Performance results for SQL account history plugin

We’ve run some performance benchmarks using the new SQL account history plugin (versus the rocksdb account history plugin) with excellent performance gains resulting:

API call:
{"jsonrpc":"2.0", "method":"account_history_api.get_ops_in_block", "params":{"block_num":2889020,"only_virtual":false}, "id":1}
ah-rocksdb: ranges from 26s to 64s
ah-sql: 0.9s

API call:
{"jsonrpc":"2.0", "method":"account_history_api.get_account_history", "params":{"account":"abit", "start":125000, "limit":1000}, "id":1}
ah-rocksdb: ranges from 0.3s to 1.2s
ah-sql: 0.03s

API call:
{"jsonrpc":"2.0", "method":"account_history_api.enum_virtual_ops", "params":{"block_range_begin": 4000000, "block_range_end": 4020000 }, "id":1}
ah-rocksdb: ranges from 36s to 45s
ah-sql: 0.8s

These gains are good enough that we should be able to eliminate the artificial 2000 operation lookback limit currently set on the get_account_history API call when filtering for specific operation types (assuming the node is configured to serve the data from the ah-sql plugin instead of the ah-rocksdb plugin, of course).

Progress on modular hivemind

Now while the above sync and API response times represent substantial performance gains, that’s not the primary goal of this work. The primary goal is to support the creation of 2nd layer app development using “modular hivemind” deployments, allowing for the creation of unique hive-based apps that can scale to large numbers of users with real-time responsiveness.

The first step in the development of the modular hivemind technology was to validate swapping to a model where we directly inject blockchain data into hivemind’s PostgresSQL database, and as we can see from the benchmark data above, this work is going well. We’ve proved it has better performance and we were also able to switch from “pulling” the data from hived to having hived push the data to us using the existing hivemind indexer code with minor modifications.
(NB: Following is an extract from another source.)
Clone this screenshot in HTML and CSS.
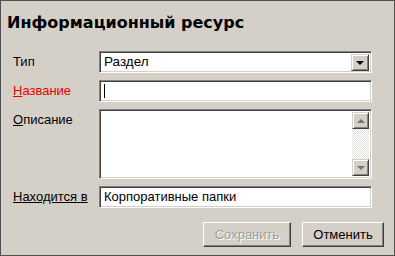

The next step is a bit more challenging, design-wise: we plan to add support automatic handling of forks in the hivemind sync process. This will allow for modular hivemind apps to serve up data from the current headblock without any additional delay and cleanly revert whenever a micro-fork occurs (currently 2nd layer apps either have to accept a delay penalty or risk the chance for error if they don’t properly revert the state of their internal data in the case of a micro-fork). Modular hivemind application will gain a built-in micro-fork handler that automatically executes to undo the effects of blocks from the previous fork and replay blocks from the new fork in the case of a fork, eliminating the need for their developers to manually write code for fork handling. We’re currently looking into various algorithms for this fork handling logic and next we’ll be experimenting with some prototype implementations.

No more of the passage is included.